Russian handball player (born 1996)

Yulia Markova (born 10 August 1996) is a Russian handball player for CSKA Moscow and the Russian national team.

==Club career==
===Dynamo Volgograd===
Markova started her handball career at her hometown club HC Dinamo Volgograd, where she won the Russian Championship in the 2013-14. The following seasons the team had to release a lot of key players for economic reasons. At the beginning of the 2017-18, she was elected captain of the team based on seniority, already at the age of 21.

===CSKA===
In 2019 she joined CSKA Moscow.
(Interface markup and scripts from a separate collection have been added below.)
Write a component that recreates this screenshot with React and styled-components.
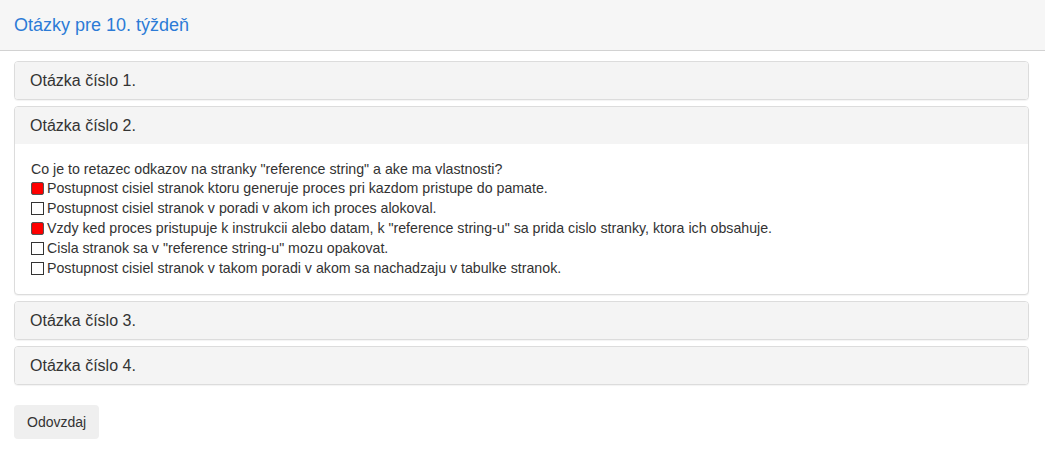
import React, { useState } from 'react';
import styled, { createGlobalStyle } from 'styled-components';

const GlobalStyle = createGlobalStyle`
	body {
		margin: 0;
		background: #fff;
		font-family: 'Liberation Sans', Arial, sans-serif;
		color: #333;
	}
`;

const Header = styled.div`
	height: 50px;
	display: flex;
	align-items: center;
	padding: 0 14px;
	background: #f6f6f6;
	border-bottom: 1px solid #d2d2d2;
`;

const Title = styled.h1`
	margin: 0;
	font-size: 18px;
	font-weight: 400;
	color: #2c7bd6;
`;

const Content = styled.div`
	padding: 10px 16px 0 14px;
	display: flex;
	flex-direction: column;
	gap: 6px;
`;

const Panel = styled.div`
	border: 1px solid #dcdcdc;
	border-radius: 4px;
	background: #fff;
	box-shadow: 0 1px 1px rgba(0, 0, 0, 0.05);
	overflow: hidden;
`;

const PanelHeading = styled.div`
	padding: 10px 15px;
	background: #f4f4f4;
	font-size: 16px;
	line-height: 17px;
	color: #333;
	cursor: pointer;
`;

const PanelBody = styled.div`
	padding: 16px 16px;
	font-size: 14.2px;
	line-height: 20px;
`;

const QuestionText = styled.div`
	line-height: 18px;
`;

const Option = styled.label`
	display: flex;
	align-items: center;
	gap: 3px;
	height: 20px;
`;

const Box = styled.span`
	width: 11px;
	height: 11px;
	flex: none;
	margin-top: 1px;
	border: 1px solid ${p => (p.checked ? '#555' : '#333')};
	background: ${p =>
		p.checked ? 'radial-gradient(circle at 55% 50%, #ff0000 60%, #e00000 100%)' : '#fff'};
	border-radius: ${p => (p.checked ? '2px' : '0')};
`;

const Button = styled.button`
	align-self: flex-start;
	margin-top: 14px;
	height: 34px;
	padding: 0 13px;
	font-family: 'Liberation Sans', Arial, sans-serif;
	font-size: 14px;
	color: #333;
	background: #efefef;
	border: none;
	border-radius: 4px;
	cursor: pointer;
`;

const options = [
	{ text: 'Postupnost cisiel stranok ktoru generuje proces pri kazdom pristupe do pamate.', checked: true },
	{ text: 'Postupnost cisiel stranok v poradi v akom ich proces alokoval.', checked: false },
	{
		text: 'Vzdy ked proces pristupuje k instrukcii alebo datam, k "reference string-u" sa prida cislo stranky, ktora ich obsahuje.',
		checked: true,
	},
	{ text: 'Cisla stranok sa v "reference string-u" mozu opakovat.', checked: false },
	{ text: 'Postupnost cisiel stranok v takom poradi v akom sa nachadzaju v tabulke stranok.', checked: false },
];

export default function App() {
	const [open, setOpen] = useState(2);
	const [answers, setAnswers] = useState(options.map(o => o.checked));

	const toggle = i => setAnswers(a => a.map((v, j) => (j === i ? !v : v)));

	return (
		<>
			<GlobalStyle />
			<Header>
				<Title>Otázky pre 10. týždeň</Title>
			</Header>
			<Content>
				{[1, 2, 3, 4].map(n => (
					<Panel key={n}>
						<PanelHeading onClick={() => setOpen(open === n ? null : n)}>Otázka číslo {n}.</PanelHeading>
						{open === n && n === 2 && (
							<PanelBody>
								<QuestionText>Co je to retazec odkazov na stranky "reference string" a ake ma vlastnosti?</QuestionText>
								{options.map((o, i) => (
									<Option key={i} onClick={() => toggle(i)}>
										<Box checked={answers[i]} />
										{o.text}
									</Option>
								))}
							</PanelBody>
						)}
					</Panel>
				))}
				<Button>Odovzdaj</Button>
			</Content>
		</>
	);
}
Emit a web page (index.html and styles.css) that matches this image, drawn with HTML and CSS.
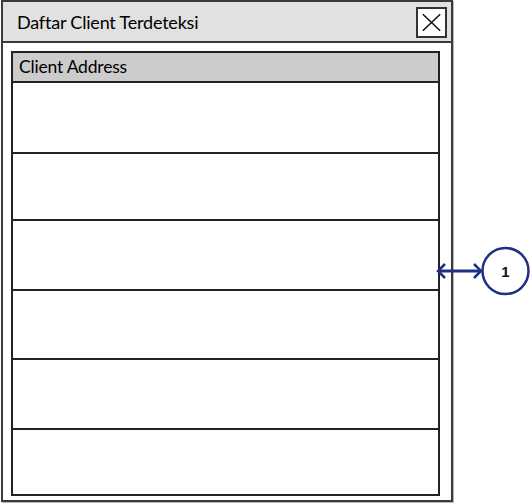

Here she won the Russian championship in 2021. The same season they reached the final four of the Champions League, where they lost to eventual winners Vipers Kristiansand.
In the following seasons she won the 2022, 2023 and 2024 Russian Championships and the 2023, 2024 and 2025 Russian cup.

==National team==
Markova played at various Russian youth teams where she won silver medals at the 2013 European Women's U-17 Handball Championship, 2013 European Youth Summer Olympic Festival, 2014 Summer Youth Olympic, 2015 Women's U-19 European Handball Championship, 2016 Women's Junior World Handball Championship.

She made he debut for the Russian senior team in 2017. The same year she was selected to represent Russia at the 2017 World Women's Handball Championship.